→ WHAT TO PRODUCE: Restate the data word for word and leave the images out.

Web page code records
= = = = =

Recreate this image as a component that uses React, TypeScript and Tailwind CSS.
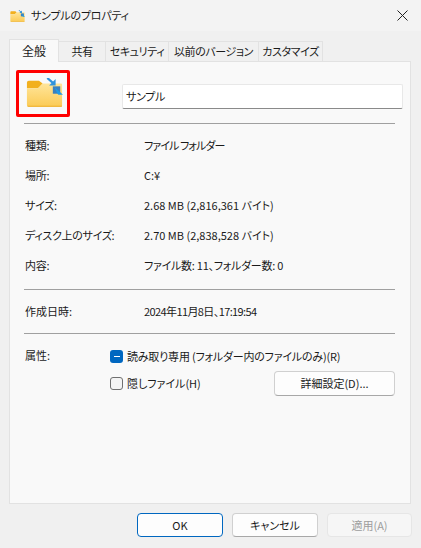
const font = { fontFamily: '"Noto Sans CJK JP", "Noto Sans", sans-serif' };

function FolderIcon({ size }: { size: number }) {
  return (
    <svg width={size} height={size * 0.8} viewBox="0 0 40 32">
      <defs>
        <linearGradient id={`f${size}`} x1="0" y1="0" x2="0" y2="1">
          <stop offset="0" stopColor="#ffe59a" />
          <stop offset="1" stopColor="#fbcb56" />
        </linearGradient>
      </defs>
      <path d="M1 5a2 2 0 0 1 2-2h11l4 3-5 5H1z" fill="#f2b01e" />
      <path d="M1 11h12l5-5h20a1 1 0 0 1 1 1v23a1 1 0 0 1-1 1H3a2 2 0 0 1-2-2z" fill={`url(#f${size})`} />
      <path d="M1 30h38v0a1 1 0 0 1-1 1H3a2 2 0 0 1-2-1z" fill="#eeb02c" />
      <path d="M23 0l7 6" stroke="#2f93dc" strokeWidth="2.4" fill="none" />
      <path d="M32 1v7h-7z" fill="#2f93dc" />
      <rect x="29" y="9" width="8" height="8" fill="#3a80bf" />
      <path d="M31 10l9 8h-5l-1-1z" fill="#1e9be8" />
    </svg>
  );
}

function Row({ label, value, valueClass }: { label: string; value: string; valueClass?: string }) {
  return (
    <div className="flex h-[30px] items-center pl-px">
      <div className="w-[119px] tracking-[-0.3px]">{label}</div>
      <div className={valueClass}>{value}</div>
    </div>
  );
}

function Tab({ label, width, active }: { label: string; width: string; active?: boolean }) {
  return active ? (
    <div className={`${width} relative z-10 -mb-px flex h-[23px] items-center justify-center whitespace-nowrap border border-b-0 border-[#e2e2e2] bg-[#f9f9f9] text-[12px]`}>
      {label}
    </div>
  ) : (
    <div className={`${width} mt-[2px] flex h-[20px] items-center justify-center whitespace-nowrap border-r border-t border-[#e2e2e2] tracking-[-0.4px]`}>
      {label}
    </div>
  );
}

export default function App() {
  return (
    <div style={font} className="relative flex h-[548px] w-[421px] flex-col overflow-hidden bg-[#f0f0f0] text-[11px] leading-none text-[#1a1a1a] [font-feature-settings:'palt']">
      <div className="flex h-[31px] shrink-0 items-center bg-[#f3f3f3] pl-[10px] pr-[13px]">
        <FolderIcon size={15} />
        <span className="ml-[6px] flex-1 text-[11px] tracking-[-0.2px]">サンプルのプロパティ</span>
        <svg width="11" height="11" viewBox="0 0 11 11">
          <path d="M0.5 0.5l10 10M10.5 0.5l-10 10" stroke="#222" strokeWidth="1" />
        </svg>
      </div>

      <div className="flex h-[30px] shrink-0 items-end pl-[9px]">
        <Tab label="全般" width="w-[50px]" active />
        <Tab label="共有" width="w-[47px]" />
        <Tab label="セキュリティ" width="w-[63px]" />
        <Tab label="以前のバージョン" width="w-[90px]" />
        <Tab label="カスタマイズ" width="w-[64px]" />
      </div>

      <div className="ml-[9px] mr-[10px] flex h-[443px] shrink-0 flex-col border border-[#e2e2e2] bg-[#f9f9f9] pl-[14px] pr-[15px]">
        <div className="flex h-[61px] shrink-0 items-center">
          <div className="ml-[2px] w-[96px]">
            <FolderIcon size={37} />
          </div>
          <div className="mt-[7px] flex h-[25px] flex-1 -mr-[8px] items-center rounded-[2px] border border-[#e8e8e8] border-b-[#8a8a8a] bg-white pl-[3px] text-[11px] tracking-[-0.3px]">
            サンプル
          </div>
        </div>
        <div className="h-px shrink-0 bg-[#a0a0a0]" />

        <div className="pt-[6px]">
          <Row label="種類:" value="ファイル フォルダー" valueClass="tracking-[-0.9px]" />
          <Row label="場所:" value="C:¥" />
          <Row label="サイズ:" value="2.68 MB (2,816,361 バイト)" />
          <Row label="ディスク上のサイズ:" value="2.70 MB (2,838,528 バイト)" />
          <Row label="内容:" value="ファイル数: 11、フォルダー数: 0" valueClass="tracking-[-0.25px]" />
        </div>
        <div className="mt-[9px] h-px shrink-0 bg-[#a0a0a0]" />

        <div className="flex h-[43px] items-center pl-px">
          <div className="w-[119px]">作成日時:</div>
          <div className="tracking-[-0.6px]">2024年11月8日、17:19:54</div>
        </div>
        <div className="h-px shrink-0 bg-[#a0a0a0]" />

        <div className="flex pt-[15px] pl-px">
          <div className="w-[85px] pt-[1px]">属性:</div>
          <div className="flex flex-1 flex-col">
            <div className="flex h-[14px] items-center gap-[4px]">
              <span className="flex h-[13px] w-[13px] items-center justify-center rounded-[3px] bg-[#0067c0]">
                <span className="h-px w-[6px] bg-white" />
              </span>
              <span className="tracking-[-0.2px]">読み取り専用 (フォルダー内のファイルのみ)(R)</span>
            </div>
            <div className="mt-[8px] flex items-center">
              <div className="flex flex-1 items-center gap-[4px] pb-[1px]">
                <span className="h-[13px] w-[13px] rounded-[3px] border border-[#707070] bg-[#f4f4f4]" />
                <span>隠しファイル(H)</span>
              </div>
              <div className="flex h-[25px] w-[121px] items-center justify-center rounded-[4px] border border-[#d0d0d0] border-b-[#a8a8a8] bg-[#fdfdfd]">
                詳細設定(D)...
              </div>
            </div>
          </div>
        </div>
      </div>

      <div className="flex flex-1 justify-end gap-[9px] pr-[9px] pt-[9px]">
        <div className="flex h-[24px] w-[86px] items-center justify-center rounded-[4px] border border-[#0067c0] bg-[#fdfdfd]">OK</div>
        <div className="flex h-[24px] w-[86px] items-center justify-center rounded-[4px] border border-[#d0d0d0] border-b-[#a8a8a8] bg-[#fdfdfd]">キャンセル</div>
        <div className="flex h-[24px] w-[85px] items-center justify-center rounded-[4px] border border-[#e6e6e6] bg-[#f6f6f6] text-[#9d9d9d]">適用(A)</div>
      </div>

      <div className="absolute left-[16px] top-[70px] h-[47px] w-[54px] rounded-[2px] border-[3px] border-[#ff0000]" />
    </div>
  );
}
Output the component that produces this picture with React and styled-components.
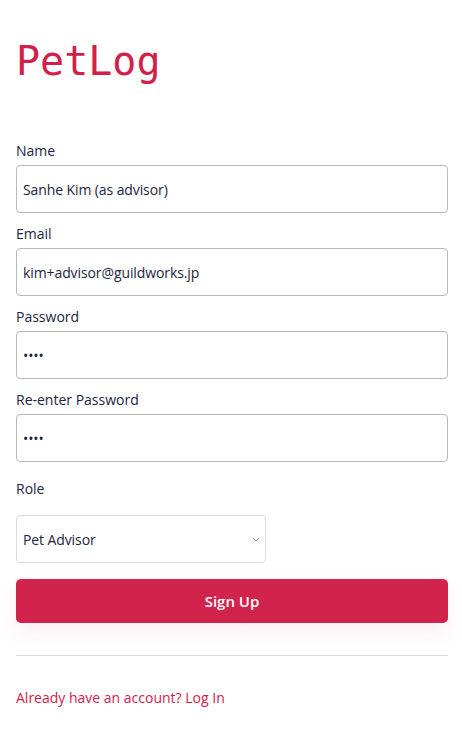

= = = = =

→ TASK SOLUTION:
Recreate this image as a component that uses React, TypeScript and Tailwind CSS.
const font = { fontFamily: '"Noto Sans CJK JP", "Noto Sans", sans-serif' };

function FolderIcon({ size }: { size: number }) {
  return (
    <svg width={size} height={size * 0.8} viewBox="0 0 40 32">
      <defs>
        <linearGradient id={`f${size}`} x1="0" y1="0" x2="0" y2="1">
          <stop offset="0" stopColor="#ffe59a" />
          <stop offset="1" stopColor="#fbcb56" />
        </linearGradient>
      </defs>
      <path d="M1 5a2 2 0 0 1 2-2h11l4 3-5 5H1z" fill="#f2b01e" />
      <path d="M1 11h12l5-5h20a1 1 0 0 1 1 1v23a1 1 0 0 1-1 1H3a2 2 0 0 1-2-2z" fill={`url(#f${size})`} />
      <path d="M1 30h38v0a1 1 0 0 1-1 1H3a2 2 0 0 1-2-1z" fill="#eeb02c" />
      <path d="M23 0l7 6" stroke="#2f93dc" strokeWidth="2.4" fill="none" />
      <path d="M32 1v7h-7z" fill="#2f93dc" />
      <rect x="29" y="9" width="8" height="8" fill="#3a80bf" />
      <path d="M31 10l9 8h-5l-1-1z" fill="#1e9be8" />
    </svg>
  );
}

function Row({ label, value, valueClass }: { label: string; value: string; valueClass?: string }) {
  return (
    <div className="flex h-[30px] items-center pl-px">
      <div className="w-[119px] tracking-[-0.3px]">{label}</div>
      <div className={valueClass}>{value}</div>
    </div>
  );
}

function Tab({ label, width, active }: { label: string; width: string; active?: boolean }) {
  return active ? (
    <div className={`${width} relative z-10 -mb-px flex h-[23px] items-center justify-center whitespace-nowrap border border-b-0 border-[#e2e2e2] bg-[#f9f9f9] text-[12px]`}>
      {label}
    </div>
  ) : (
    <div className={`${width} mt-[2px] flex h-[20px] items-center justify-center whitespace-nowrap border-r border-t border-[#e2e2e2] tracking-[-0.4px]`}>
      {label}
    </div>
  );
}

export default function App() {
  return (
    <div style={font} className="relative flex h-[548px] w-[421px] flex-col overflow-hidden bg-[#f0f0f0] text-[11px] leading-none text-[#1a1a1a] [font-feature-settings:'palt']">
      <div className="flex h-[31px] shrink-0 items-center bg-[#f3f3f3] pl-[10px] pr-[13px]">
        <FolderIcon size={15} />
        <span className="ml-[6px] flex-1 text-[11px] tracking-[-0.2px]">サンプルのプロパティ</span>
        <svg width="11" height="11" viewBox="0 0 11 11">
          <path d="M0.5 0.5l10 10M10.5 0.5l-10 10" stroke="#222" strokeWidth="1" />
        </svg>
      </div>

      <div className="flex h-[30px] shrink-0 items-end pl-[9px]">
        <Tab label="全般" width="w-[50px]" active />
        <Tab label="共有" width="w-[47px]" />
        <Tab label="セキュリティ" width="w-[63px]" />
        <Tab label="以前のバージョン" width="w-[90px]" />
        <Tab label="カスタマイズ" width="w-[64px]" />
      </div>

      <div className="ml-[9px] mr-[10px] flex h-[443px] shrink-0 flex-col border border-[#e2e2e2] bg-[#f9f9f9] pl-[14px] pr-[15px]">
        <div className="flex h-[61px] shrink-0 items-center">
          <div className="ml-[2px] w-[96px]">
            <FolderIcon size={37} />
          </div>
          <div className="mt-[7px] flex h-[25px] flex-1 -mr-[8px] items-center rounded-[2px] border border-[#e8e8e8] border-b-[#8a8a8a] bg-white pl-[3px] text-[11px] tracking-[-0.3px]">
            サンプル
          </div>
        </div>
        <div className="h-px shrink-0 bg-[#a0a0a0]" />

        <div className="pt-[6px]">
          <Row label="種類:" value="ファイル フォルダー" valueClass="tracking-[-0.9px]" />
          <Row label="場所:" value="C:¥" />
          <Row label="サイズ:" value="2.68 MB (2,816,361 バイト)" />
          <Row label="ディスク上のサイズ:" value="2.70 MB (2,838,528 バイト)" />
          <Row label="内容:" value="ファイル数: 11、フォルダー数: 0" valueClass="tracking-[-0.25px]" />
        </div>
        <div className="mt-[9px] h-px shrink-0 bg-[#a0a0a0]" />

        <div className="flex h-[43px] items-center pl-px">
          <div className="w-[119px]">作成日時:</div>
          <div className="tracking-[-0.6px]">2024年11月8日、17:19:54</div>
        </div>
        <div className="h-px shrink-0 bg-[#a0a0a0]" />

        <div className="flex pt-[15px] pl-px">
          <div className="w-[85px] pt-[1px]">属性:</div>
          <div className="flex flex-1 flex-col">
            <div className="flex h-[14px] items-center gap-[4px]">
              <span className="flex h-[13px] w-[13px] items-center justify-center rounded-[3px] bg-[#0067c0]">
                <span className="h-px w-[6px] bg-white" />
              </span>
              <span className="tracking-[-0.2px]">読み取り専用 (フォルダー内のファイルのみ)(R)</span>
            </div>
            <div className="mt-[8px] flex items-center">
              <div className="flex flex-1 items-center gap-[4px] pb-[1px]">
                <span className="h-[13px] w-[13px] rounded-[3px] border border-[#707070] bg-[#f4f4f4]" />
                <span>隠しファイル(H)</span>
              </div>
              <div className="flex h-[25px] w-[121px] items-center justify-center rounded-[4px] border border-[#d0d0d0] border-b-[#a8a8a8] bg-[#fdfdfd]">
                詳細設定(D)...
              </div>
            </div>
          </div>
        </div>
      </div>

      <div className="flex flex-1 justify-end gap-[9px] pr-[9px] pt-[9px]">
        <div className="flex h-[24px] w-[86px] items-center justify-center rounded-[4px] border border-[#0067c0] bg-[#fdfdfd]">OK</div>
        <div className="flex h-[24px] w-[86px] items-center justify-center rounded-[4px] border border-[#d0d0d0] border-b-[#a8a8a8] bg-[#fdfdfd]">キャンセル</div>
        <div className="flex h-[24px] w-[85px] items-center justify-center rounded-[4px] border border-[#e6e6e6] bg-[#f6f6f6] text-[#9d9d9d]">適用(A)</div>
      </div>

      <div className="absolute left-[16px] top-[70px] h-[47px] w-[54px] rounded-[2px] border-[3px] border-[#ff0000]" />
    </div>
  );
}
Output the component that produces this picture with React and styled-components.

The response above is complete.